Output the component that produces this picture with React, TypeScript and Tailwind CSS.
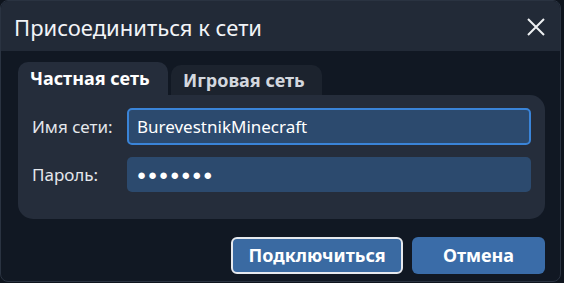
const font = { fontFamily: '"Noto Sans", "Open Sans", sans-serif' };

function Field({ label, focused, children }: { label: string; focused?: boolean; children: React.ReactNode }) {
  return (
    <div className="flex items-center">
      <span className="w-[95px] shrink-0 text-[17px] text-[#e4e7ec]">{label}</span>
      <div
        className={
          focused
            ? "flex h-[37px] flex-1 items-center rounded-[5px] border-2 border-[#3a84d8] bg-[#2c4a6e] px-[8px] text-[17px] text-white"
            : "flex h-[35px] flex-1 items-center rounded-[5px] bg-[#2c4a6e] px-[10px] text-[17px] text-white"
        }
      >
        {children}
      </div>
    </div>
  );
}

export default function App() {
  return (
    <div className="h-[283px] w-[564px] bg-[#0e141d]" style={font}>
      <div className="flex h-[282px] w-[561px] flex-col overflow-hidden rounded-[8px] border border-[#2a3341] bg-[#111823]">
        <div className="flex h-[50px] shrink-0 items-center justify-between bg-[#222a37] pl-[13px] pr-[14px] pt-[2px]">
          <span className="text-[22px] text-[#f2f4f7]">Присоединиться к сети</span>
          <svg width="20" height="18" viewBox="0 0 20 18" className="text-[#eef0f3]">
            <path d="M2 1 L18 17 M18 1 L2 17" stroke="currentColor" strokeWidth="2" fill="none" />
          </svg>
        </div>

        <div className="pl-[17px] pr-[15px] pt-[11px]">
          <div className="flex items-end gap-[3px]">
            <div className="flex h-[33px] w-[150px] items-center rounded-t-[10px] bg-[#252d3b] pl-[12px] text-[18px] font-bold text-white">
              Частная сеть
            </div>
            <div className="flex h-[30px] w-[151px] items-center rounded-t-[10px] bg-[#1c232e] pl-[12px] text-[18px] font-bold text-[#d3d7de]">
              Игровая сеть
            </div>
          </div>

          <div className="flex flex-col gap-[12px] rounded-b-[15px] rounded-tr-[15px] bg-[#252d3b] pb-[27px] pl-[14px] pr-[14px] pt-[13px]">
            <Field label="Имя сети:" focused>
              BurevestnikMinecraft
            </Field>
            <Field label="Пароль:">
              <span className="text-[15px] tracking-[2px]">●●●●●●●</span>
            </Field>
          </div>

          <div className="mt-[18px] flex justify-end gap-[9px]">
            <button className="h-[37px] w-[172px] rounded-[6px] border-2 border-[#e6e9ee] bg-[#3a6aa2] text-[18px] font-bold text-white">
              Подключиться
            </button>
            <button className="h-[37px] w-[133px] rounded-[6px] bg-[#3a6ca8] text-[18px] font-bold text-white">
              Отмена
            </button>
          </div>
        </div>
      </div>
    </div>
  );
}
━━━━━━━━━━━━━━━━━━━━━━━━━━━━━━
→ **What is expected**
Skipping the pictures, transcribe each line above exactly as it appears.

→ **Task result**
Output the component that produces this picture with React, TypeScript and Tailwind CSS.
const font = { fontFamily: '"Noto Sans", "Open Sans", sans-serif' };

function Field({ label, focused, children }: { label: string; focused?: boolean; children: React.ReactNode }) {
  return (
    <div className="flex items-center">
      <span className="w-[95px] shrink-0 text-[17px] text-[#e4e7ec]">{label}</span>
      <div
        className={
          focused
            ? "flex h-[37px] flex-1 items-center rounded-[5px] border-2 border-[#3a84d8] bg-[#2c4a6e] px-[8px] text-[17px] text-white"
            : "flex h-[35px] flex-1 items-center rounded-[5px] bg-[#2c4a6e] px-[10px] text-[17px] text-white"
        }
      >
        {children}
      </div>
    </div>
  );
}

export default function App() {
  return (
    <div className="h-[283px] w-[564px] bg-[#0e141d]" style={font}>
      <div className="flex h-[282px] w-[561px] flex-col overflow-hidden rounded-[8px] border border-[#2a3341] bg-[#111823]">
        <div className="flex h-[50px] shrink-0 items-center justify-between bg-[#222a37] pl-[13px] pr-[14px] pt-[2px]">
          <span className="text-[22px] text-[#f2f4f7]">Присоединиться к сети</span>
          <svg width="20" height="18" viewBox="0 0 20 18" className="text-[#eef0f3]">
            <path d="M2 1 L18 17 M18 1 L2 17" stroke="currentColor" strokeWidth="2" fill="none" />
          </svg>
        </div>

        <div className="pl-[17px] pr-[15px] pt-[11px]">
          <div className="flex items-end gap-[3px]">
            <div className="flex h-[33px] w-[150px] items-center rounded-t-[10px] bg-[#252d3b] pl-[12px] text-[18px] font-bold text-white">
              Частная сеть
            </div>
            <div className="flex h-[30px] w-[151px] items-center rounded-t-[10px] bg-[#1c232e] pl-[12px] text-[18px] font-bold text-[#d3d7de]">
              Игровая сеть
            </div>
          </div>

          <div className="flex flex-col gap-[12px] rounded-b-[15px] rounded-tr-[15px] bg-[#252d3b] pb-[27px] pl-[14px] pr-[14px] pt-[13px]">
            <Field label="Имя сети:" focused>
              BurevestnikMinecraft
            </Field>
            <Field label="Пароль:">
              <span className="text-[15px] tracking-[2px]">●●●●●●●</span>
            </Field>
          </div>

          <div className="mt-[18px] flex justify-end gap-[9px]">
            <button className="h-[37px] w-[172px] rounded-[6px] border-2 border-[#e6e9ee] bg-[#3a6aa2] text-[18px] font-bold text-white">
              Подключиться
            </button>
            <button className="h-[37px] w-[133px] rounded-[6px] bg-[#3a6ca8] text-[18px] font-bold text-white">
              Отмена
            </button>
          </div>
        </div>
      </div>
    </div>
  );
}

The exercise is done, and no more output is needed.